Мимо окна омнибуса проплывали дома, тесно сдавленные, почерневшие от дыма и пыли. Пробиваясь навстречу потоку экипажей, прошествовала какая-то манифестация, этак человек в семьдесят, с небрежно намалеванными плакатами на длинных палках. Стоящий на перекрестке полисмен равнодушно посмотрел на них и столь же равнодушно приостановил движение экипажей, чтобы дать манифестации дорогу. Они прошли, не вызывая к себе и со стороны публики ни малейшего интереса. Похоже было, что и сами-то они идут без какой-либо страстно желанной цели, так, словно щепочка плывет на речных волнах.
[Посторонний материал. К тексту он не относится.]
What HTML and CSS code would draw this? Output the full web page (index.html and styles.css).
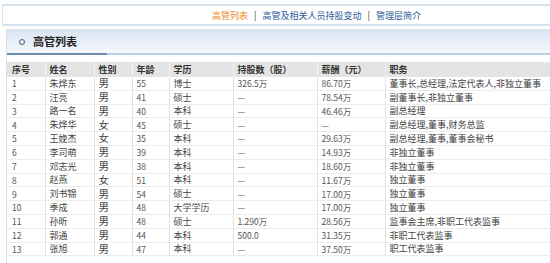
FILE: index.html
```html
<!DOCTYPE html>
<html lang="zh-CN">
<head>
<meta charset="utf-8">
<title>高管列表</title>
<link rel="stylesheet" href="styles.css">
</head>
<body>
<div class="nav">
  <a class="nav-link active">高管列表</a>
  <span class="sep">|</span>
  <a class="nav-link">高管及相关人员持股变动</a>
  <span class="sep">|</span>
  <a class="nav-link">管理层简介</a>
</div>
<div class="panel">
  <div class="title"><span class="dot"></span><h2>高管列表</h2></div>
  <table class="grid">
    <colgroup>
      <col class="c1"><col class="c2"><col class="c3"><col class="c4"><col class="c5"><col class="c6"><col class="c7"><col class="c8">
    </colgroup>
    <thead>
      <tr><th>序号</th><th>姓名</th><th>性别</th><th>年龄</th><th>学历</th><th>持股数（股）</th><th>薪酬（元）</th><th>职务</th></tr>
    </thead>
    <tbody>
      <tr><td class="n">1</td><td>朱烨东</td><td class="sx">男</td><td class="n">55</td><td>博士</td><td class="n">326.5万</td><td class="n">86.70万</td><td>董事长,总经理,法定代表人,非独立董事</td></tr>
      <tr><td class="n">2</td><td>汪亮</td><td class="sx">男</td><td class="n">41</td><td>硕士</td><td class="n">—</td><td class="n">78.54万</td><td>副董事长,非独立董事</td></tr>
      <tr><td class="n">3</td><td>路一名</td><td class="sx">男</td><td class="n">40</td><td>本科</td><td class="n">—</td><td class="n">46.46万</td><td>副总经理</td></tr>
      <tr><td class="n">4</td><td>朱烨华</td><td class="sx">女</td><td class="n">45</td><td>硕士</td><td class="n">—</td><td class="n">—</td><td>副总经理,董事,财务总监</td></tr>
      <tr><td class="n">5</td><td>王娩杰</td><td class="sx">女</td><td class="n">35</td><td>本科</td><td class="n">—</td><td class="n">29.63万</td><td>副总经理,董事,董事会秘书</td></tr>
      <tr><td class="n">6</td><td>李司萌</td><td class="sx">男</td><td class="n">39</td><td>本科</td><td class="n">—</td><td class="n">14.93万</td><td>非独立董事</td></tr>
      <tr><td class="n">7</td><td>邓志光</td><td class="sx">男</td><td class="n">38</td><td>本科</td><td class="n">—</td><td class="n">18.60万</td><td>非独立董事</td></tr>
      <tr><td class="n">8</td><td>赵燕</td><td class="sx">女</td><td class="n">51</td><td>本科</td><td class="n">—</td><td class="n">11.67万</td><td>独立董事</td></tr>
      <tr><td class="n">9</td><td>刘书锦</td><td class="sx">男</td><td class="n">54</td><td>硕士</td><td class="n">—</td><td class="n">17.00万</td><td>独立董事</td></tr>
      <tr><td class="n">10</td><td>季成</td><td class="sx">男</td><td class="n">48</td><td>大学学历</td><td class="n">—</td><td class="n">17.00万</td><td>独立董事</td></tr>
      <tr><td class="n">11</td><td>孙昕</td><td class="sx">男</td><td class="n">48</td><td>硕士</td><td class="n">1.290万</td><td class="n">28.56万</td><td>监事会主席,非职工代表监事</td></tr>
      <tr><td class="n">12</td><td>郭通</td><td class="sx">男</td><td class="n">44</td><td>本科</td><td class="n">500.0</td><td class="n">31.35万</td><td>非职工代表监事</td></tr>
      <tr><td class="n">13</td><td>张旭</td><td class="sx">男</td><td class="n">47</td><td>本科</td><td class="n">—</td><td class="n">37.50万</td><td>职工代表监事</td></tr>
    </tbody>
  </table>
</div>
</body>
</html>
```
FILE: styles.css
```css
html, body {
  margin: 0;
  padding: 0;
  background: #fff;
  overflow: hidden;
}
body {
  font-family: "Noto Sans CJK SC", "Noto Sans", sans-serif;
  color: #333;
  width: 550px;
}
.nav {
  margin: 4px 0 0 2px;
  height: 18px;
  border-top: 2px solid #d4e2ee;
  border-left: 1px solid #d4e2ee;
  border-bottom: 2px solid #d4e2ee;
  display: flex;
  align-items: center;
  justify-content: flex-end;
  padding-right: 129px;
  font-size: 9px;
  line-height: 1;
}
.nav-link {
  color: #2b5a9c;
  text-decoration: none;
}
.nav-link.active {
  color: #f0891e;
}
.sep {
  color: #333;
  margin: 0 6px;
}
.panel {
  margin: 3px 0 0 6px;
  border-left: 1px solid #d4e0ea;
  width: 560px;
  padding-bottom: 20px;
}
.title {
  height: 24px;
  padding-bottom: 2px;
  display: flex;
  align-items: center;
  padding-left: 12px;
  background:
    linear-gradient(to right, #6c8faf 100px, #b9cfe1 100px) left bottom / 100% 2px no-repeat,
    linear-gradient(to bottom, #d9e4f1, #f5f8fc) left top / 100% 24px no-repeat;
}
.dot {
  width: 4px;
  height: 4px;
  border: 1.5px solid #3f617f;
  border-radius: 50%;
  margin-right: 8px;
  margin-top: 2px;
}
.title h2 {
  margin: 0;
  font-size: 11px;
  font-weight: bold;
  color: #222;
  line-height: 1;
}
.grid {
  margin-top: 7px;
  border-collapse: collapse;
  table-layout: fixed;
  width: 560px;
  font-size: 9px;
  line-height: 1;
}
.c1 { width: 38px; }
.c2 { width: 49px; }
.c3 { width: 38px; }
.c4 { width: 37px; }
.c5 { width: 64px; }
.c6 { width: 84px; }
.c7 { width: 68px; }
.c8 { width: auto; }
.grid th {
  height: 15px;
  padding: 0 0 0 4px;
  background: #e4e4e4;
  text-align: left;
  font-weight: bold;
  color: #333;
  border-right: 1px solid #f3f3f3;
  white-space: nowrap;
}
.grid td {
  height: 12.8px;
  padding: 0 0 0 4px;
  border-right: 1px solid #e2e2e2;
  border-bottom: 1px solid #ececec;
  white-space: nowrap;
  color: #444;
}
.grid th:first-child, .grid td:first-child {
  padding-left: 5px;
}
.grid td.n {
  color: #555;
  font-size: 8.5px;
}
.grid td.sx {
  font-size: 10.5px;
}
```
– Что это? – спросил Дубровинский. – Куда они идут?
– А, это английская свобода, – объяснил Житомирский. – Куда идут? Да просто по людным улицам. Будут ходить, пока не наступит обеденное время. Оно здесь святое. Надписи на плакатах я не успел разглядеть. Может быть, призывают свергнуть правительство. Или желают здоровья королю. Или требуют повышения заработной платы. Или поддерживают наш конгресс. Здесь доступно выходить с плакатами на улицы по любому поводу. Но стоять нельзя. Вот они и ходят. Стоять и произносить самые зажигательные речи можно только в Гайд-парке. Там для ораторов есть специальный уголок. Приноси с собой ящик, бочку, взбирайся и митингуй. Авось кто-нибудь подойдет и послушает. У хроникеров английских газет глаза на лоб лезут, когда они видят, как проходят наши заседания в «Бразерхуд черч». Впрочем, вы и сами скоро увидите!